● **Task goal**
Pull out every line with the word "Components" from the entries below.

● **Extracted information**
§ §
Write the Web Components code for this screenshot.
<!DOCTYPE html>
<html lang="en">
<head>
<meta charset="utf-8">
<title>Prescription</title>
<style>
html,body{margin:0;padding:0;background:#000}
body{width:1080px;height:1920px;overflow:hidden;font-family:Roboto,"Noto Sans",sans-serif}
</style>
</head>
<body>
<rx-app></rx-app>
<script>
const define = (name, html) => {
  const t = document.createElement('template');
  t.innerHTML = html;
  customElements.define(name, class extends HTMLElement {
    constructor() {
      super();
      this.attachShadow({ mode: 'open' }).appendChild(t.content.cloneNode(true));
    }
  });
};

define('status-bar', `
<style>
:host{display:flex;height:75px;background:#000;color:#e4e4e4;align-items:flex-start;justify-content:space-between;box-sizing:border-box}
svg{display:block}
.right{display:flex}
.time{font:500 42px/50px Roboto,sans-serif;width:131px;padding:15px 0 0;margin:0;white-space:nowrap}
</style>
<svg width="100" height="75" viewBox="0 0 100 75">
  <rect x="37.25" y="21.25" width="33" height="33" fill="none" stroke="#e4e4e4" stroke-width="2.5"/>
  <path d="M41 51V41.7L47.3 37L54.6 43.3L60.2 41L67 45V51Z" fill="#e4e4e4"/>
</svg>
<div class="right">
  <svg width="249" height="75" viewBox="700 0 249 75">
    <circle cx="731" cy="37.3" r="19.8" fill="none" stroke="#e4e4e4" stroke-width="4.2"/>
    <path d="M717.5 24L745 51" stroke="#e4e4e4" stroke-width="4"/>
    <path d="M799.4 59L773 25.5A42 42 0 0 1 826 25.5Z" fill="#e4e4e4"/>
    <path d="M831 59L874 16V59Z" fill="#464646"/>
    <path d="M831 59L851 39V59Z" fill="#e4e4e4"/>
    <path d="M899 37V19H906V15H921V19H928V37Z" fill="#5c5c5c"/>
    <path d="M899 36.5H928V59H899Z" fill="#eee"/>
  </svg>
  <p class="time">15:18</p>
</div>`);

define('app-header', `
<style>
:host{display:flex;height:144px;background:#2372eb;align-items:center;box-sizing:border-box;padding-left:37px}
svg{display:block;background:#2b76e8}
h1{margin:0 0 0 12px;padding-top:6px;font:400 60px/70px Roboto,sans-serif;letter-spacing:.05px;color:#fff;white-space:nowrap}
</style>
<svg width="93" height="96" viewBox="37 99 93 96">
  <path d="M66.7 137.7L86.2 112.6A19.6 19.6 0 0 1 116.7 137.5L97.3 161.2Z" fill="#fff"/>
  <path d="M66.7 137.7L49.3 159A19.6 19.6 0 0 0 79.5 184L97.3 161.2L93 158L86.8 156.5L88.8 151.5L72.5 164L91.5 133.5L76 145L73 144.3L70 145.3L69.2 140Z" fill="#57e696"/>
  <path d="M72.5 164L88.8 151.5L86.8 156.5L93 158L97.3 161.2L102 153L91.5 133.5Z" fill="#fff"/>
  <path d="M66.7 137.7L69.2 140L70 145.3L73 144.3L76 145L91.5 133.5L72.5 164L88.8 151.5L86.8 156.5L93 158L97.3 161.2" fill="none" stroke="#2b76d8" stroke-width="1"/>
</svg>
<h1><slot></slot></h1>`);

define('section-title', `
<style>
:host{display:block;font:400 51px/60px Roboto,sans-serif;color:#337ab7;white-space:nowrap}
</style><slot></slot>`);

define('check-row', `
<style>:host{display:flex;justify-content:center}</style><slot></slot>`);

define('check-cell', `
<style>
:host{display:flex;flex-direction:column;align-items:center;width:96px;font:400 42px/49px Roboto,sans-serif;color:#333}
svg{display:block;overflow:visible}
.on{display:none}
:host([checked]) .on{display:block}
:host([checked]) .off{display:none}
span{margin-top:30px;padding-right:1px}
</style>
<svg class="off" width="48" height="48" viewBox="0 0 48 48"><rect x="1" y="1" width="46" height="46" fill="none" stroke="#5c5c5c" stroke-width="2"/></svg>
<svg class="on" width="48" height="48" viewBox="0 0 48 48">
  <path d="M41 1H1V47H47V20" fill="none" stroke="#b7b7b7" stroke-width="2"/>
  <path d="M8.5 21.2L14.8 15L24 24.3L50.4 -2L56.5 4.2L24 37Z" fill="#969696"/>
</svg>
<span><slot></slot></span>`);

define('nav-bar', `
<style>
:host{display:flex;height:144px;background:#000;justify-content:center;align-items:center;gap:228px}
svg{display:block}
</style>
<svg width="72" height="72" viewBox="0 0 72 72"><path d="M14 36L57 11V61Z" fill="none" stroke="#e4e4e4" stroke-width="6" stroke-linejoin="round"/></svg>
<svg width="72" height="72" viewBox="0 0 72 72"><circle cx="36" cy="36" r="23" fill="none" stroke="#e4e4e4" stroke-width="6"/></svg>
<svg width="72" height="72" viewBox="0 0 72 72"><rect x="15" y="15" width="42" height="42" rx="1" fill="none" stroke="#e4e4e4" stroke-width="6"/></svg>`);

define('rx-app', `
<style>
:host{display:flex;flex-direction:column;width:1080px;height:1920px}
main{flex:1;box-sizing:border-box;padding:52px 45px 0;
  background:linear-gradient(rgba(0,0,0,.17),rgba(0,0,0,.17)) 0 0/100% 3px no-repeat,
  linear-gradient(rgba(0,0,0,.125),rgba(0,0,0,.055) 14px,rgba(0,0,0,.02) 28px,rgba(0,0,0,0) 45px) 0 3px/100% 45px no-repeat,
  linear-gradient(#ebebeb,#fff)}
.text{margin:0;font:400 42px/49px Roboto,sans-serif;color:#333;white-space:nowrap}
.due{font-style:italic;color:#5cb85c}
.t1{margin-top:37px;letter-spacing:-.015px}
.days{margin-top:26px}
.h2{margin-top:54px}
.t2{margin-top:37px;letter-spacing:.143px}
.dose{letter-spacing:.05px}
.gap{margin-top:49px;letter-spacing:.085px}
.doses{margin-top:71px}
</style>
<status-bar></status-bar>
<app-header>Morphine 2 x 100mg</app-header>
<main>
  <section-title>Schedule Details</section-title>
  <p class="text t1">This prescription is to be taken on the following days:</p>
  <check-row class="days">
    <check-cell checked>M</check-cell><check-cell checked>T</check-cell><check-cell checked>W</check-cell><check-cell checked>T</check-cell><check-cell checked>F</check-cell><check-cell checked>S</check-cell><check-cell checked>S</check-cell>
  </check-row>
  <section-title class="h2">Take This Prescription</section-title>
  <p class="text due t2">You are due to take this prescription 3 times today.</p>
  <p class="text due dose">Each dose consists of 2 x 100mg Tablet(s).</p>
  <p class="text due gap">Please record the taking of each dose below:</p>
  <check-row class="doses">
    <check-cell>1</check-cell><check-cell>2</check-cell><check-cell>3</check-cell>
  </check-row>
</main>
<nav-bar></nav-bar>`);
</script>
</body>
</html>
§ §
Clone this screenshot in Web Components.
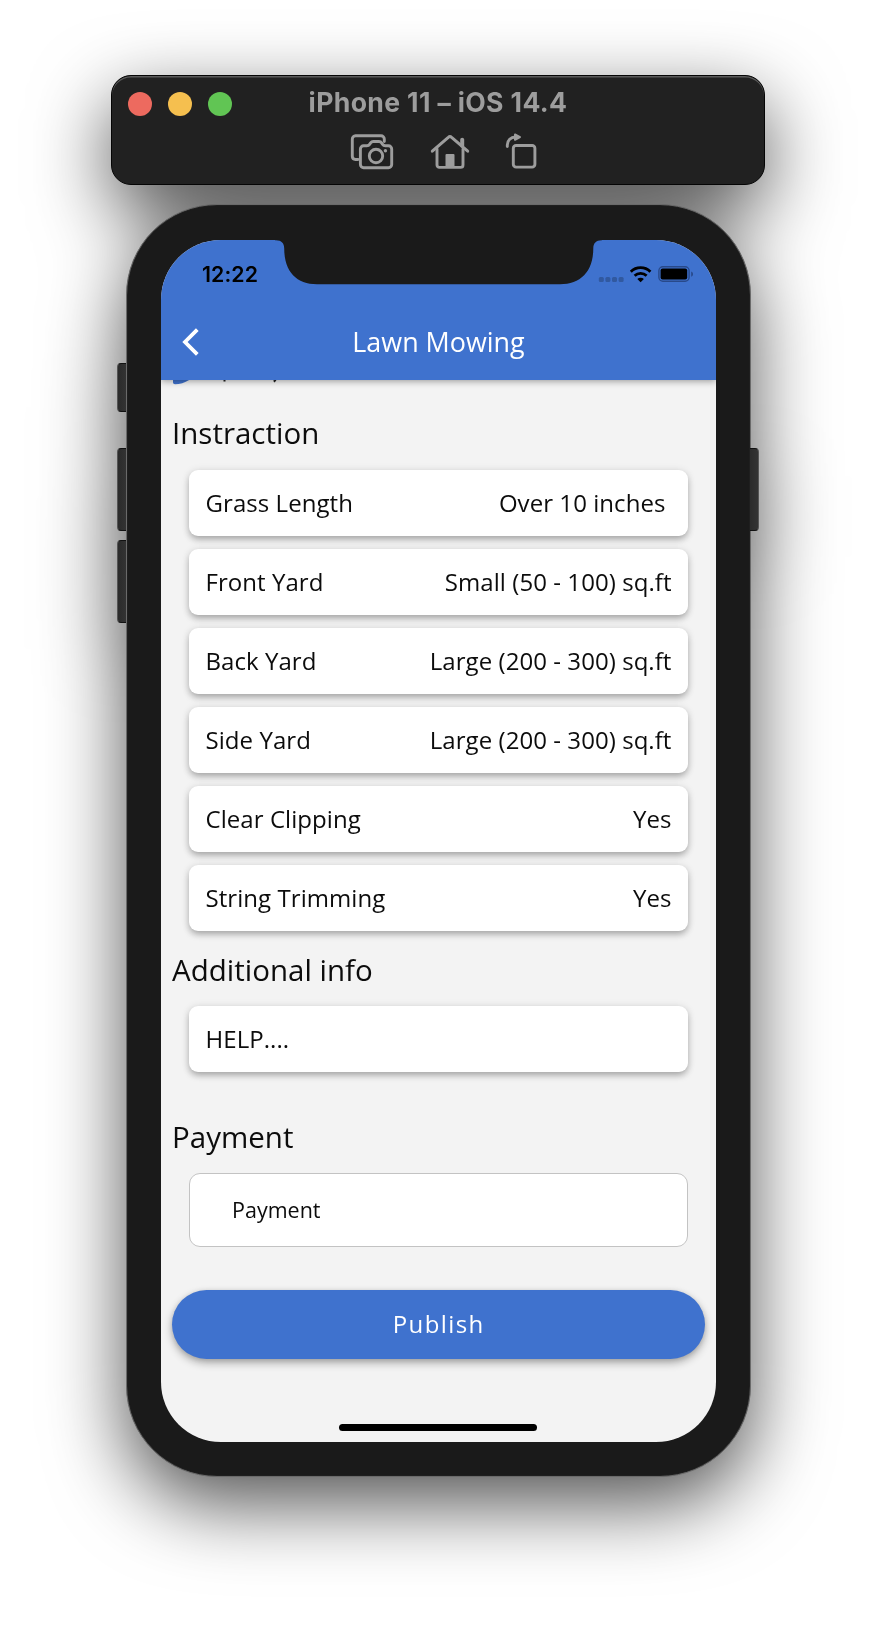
§ §
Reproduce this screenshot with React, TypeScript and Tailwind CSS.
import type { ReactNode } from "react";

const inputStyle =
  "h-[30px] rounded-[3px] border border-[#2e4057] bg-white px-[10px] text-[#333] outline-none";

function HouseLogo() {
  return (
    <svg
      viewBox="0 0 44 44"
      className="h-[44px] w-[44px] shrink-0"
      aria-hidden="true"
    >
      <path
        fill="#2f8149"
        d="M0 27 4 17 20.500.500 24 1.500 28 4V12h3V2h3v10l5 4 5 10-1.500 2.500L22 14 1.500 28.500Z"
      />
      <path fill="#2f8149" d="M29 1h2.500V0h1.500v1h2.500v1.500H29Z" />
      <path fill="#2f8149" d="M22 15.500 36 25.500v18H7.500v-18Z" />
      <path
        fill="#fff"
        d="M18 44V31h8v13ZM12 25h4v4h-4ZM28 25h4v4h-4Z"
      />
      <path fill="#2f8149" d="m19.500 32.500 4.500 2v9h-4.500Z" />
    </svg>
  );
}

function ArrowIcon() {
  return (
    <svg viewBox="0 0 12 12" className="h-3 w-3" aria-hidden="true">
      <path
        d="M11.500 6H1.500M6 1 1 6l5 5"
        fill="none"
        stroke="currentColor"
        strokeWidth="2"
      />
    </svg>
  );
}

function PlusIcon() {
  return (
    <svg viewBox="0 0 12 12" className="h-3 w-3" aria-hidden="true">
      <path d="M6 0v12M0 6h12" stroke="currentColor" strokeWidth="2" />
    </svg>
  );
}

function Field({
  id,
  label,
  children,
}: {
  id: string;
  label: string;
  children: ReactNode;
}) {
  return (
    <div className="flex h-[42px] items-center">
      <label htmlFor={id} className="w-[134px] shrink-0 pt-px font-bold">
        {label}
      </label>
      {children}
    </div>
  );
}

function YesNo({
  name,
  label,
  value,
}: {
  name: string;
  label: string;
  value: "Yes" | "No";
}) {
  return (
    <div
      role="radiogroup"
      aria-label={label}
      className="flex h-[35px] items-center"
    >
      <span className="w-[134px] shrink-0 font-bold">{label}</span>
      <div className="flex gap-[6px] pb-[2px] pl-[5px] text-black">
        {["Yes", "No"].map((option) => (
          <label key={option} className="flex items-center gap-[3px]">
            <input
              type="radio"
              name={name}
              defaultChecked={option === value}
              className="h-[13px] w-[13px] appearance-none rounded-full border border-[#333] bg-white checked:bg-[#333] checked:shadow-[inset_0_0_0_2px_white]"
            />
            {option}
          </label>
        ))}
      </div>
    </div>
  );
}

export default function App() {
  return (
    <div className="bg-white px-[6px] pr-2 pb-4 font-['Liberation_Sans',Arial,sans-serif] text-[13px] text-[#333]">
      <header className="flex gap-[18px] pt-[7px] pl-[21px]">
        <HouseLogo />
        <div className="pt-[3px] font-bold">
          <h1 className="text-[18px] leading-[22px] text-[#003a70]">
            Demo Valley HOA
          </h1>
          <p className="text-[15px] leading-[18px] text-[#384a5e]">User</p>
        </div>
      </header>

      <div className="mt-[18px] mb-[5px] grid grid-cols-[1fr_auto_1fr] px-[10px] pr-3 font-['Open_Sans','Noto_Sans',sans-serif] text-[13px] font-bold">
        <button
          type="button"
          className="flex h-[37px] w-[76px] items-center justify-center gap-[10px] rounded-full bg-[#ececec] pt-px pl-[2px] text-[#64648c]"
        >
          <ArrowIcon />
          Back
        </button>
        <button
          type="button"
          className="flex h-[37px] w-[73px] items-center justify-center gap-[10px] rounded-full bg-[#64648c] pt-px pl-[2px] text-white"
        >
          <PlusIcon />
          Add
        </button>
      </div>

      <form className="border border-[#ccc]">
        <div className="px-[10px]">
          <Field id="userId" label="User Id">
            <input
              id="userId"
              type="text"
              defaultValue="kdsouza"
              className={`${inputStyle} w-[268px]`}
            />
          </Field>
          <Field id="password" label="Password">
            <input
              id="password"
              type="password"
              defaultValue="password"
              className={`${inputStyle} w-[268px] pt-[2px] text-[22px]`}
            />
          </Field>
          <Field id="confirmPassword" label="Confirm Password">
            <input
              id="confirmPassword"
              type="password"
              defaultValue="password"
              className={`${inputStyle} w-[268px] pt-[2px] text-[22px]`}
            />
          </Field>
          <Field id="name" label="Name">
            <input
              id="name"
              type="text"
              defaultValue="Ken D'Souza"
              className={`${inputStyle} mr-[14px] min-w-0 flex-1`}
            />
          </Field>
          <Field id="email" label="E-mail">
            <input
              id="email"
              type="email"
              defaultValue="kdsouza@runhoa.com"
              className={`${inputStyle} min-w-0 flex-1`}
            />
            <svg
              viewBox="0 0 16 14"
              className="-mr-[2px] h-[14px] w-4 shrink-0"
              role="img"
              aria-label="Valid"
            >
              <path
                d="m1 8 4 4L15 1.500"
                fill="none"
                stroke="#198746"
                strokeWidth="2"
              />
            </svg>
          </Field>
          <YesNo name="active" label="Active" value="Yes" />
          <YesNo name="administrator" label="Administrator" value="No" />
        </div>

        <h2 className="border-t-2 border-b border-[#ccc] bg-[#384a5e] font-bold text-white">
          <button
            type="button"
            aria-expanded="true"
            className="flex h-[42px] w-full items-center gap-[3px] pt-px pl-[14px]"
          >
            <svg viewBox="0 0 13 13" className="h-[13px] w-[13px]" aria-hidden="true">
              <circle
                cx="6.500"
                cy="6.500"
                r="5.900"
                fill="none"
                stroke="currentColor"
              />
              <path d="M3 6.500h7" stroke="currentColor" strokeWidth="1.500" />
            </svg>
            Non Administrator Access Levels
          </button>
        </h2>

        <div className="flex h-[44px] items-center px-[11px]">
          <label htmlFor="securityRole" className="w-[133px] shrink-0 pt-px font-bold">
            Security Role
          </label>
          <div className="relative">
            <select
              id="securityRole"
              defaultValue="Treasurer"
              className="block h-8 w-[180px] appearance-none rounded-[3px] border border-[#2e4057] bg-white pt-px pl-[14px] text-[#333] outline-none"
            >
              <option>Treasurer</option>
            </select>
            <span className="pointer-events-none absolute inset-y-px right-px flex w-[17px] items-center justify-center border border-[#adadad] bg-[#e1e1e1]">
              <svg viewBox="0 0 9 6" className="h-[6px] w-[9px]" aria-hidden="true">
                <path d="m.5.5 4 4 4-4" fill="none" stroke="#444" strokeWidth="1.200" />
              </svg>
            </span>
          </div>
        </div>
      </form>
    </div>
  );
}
§ §
● **Task output**
Write the Web Components code for this screenshot.
Clone this screenshot in Web Components.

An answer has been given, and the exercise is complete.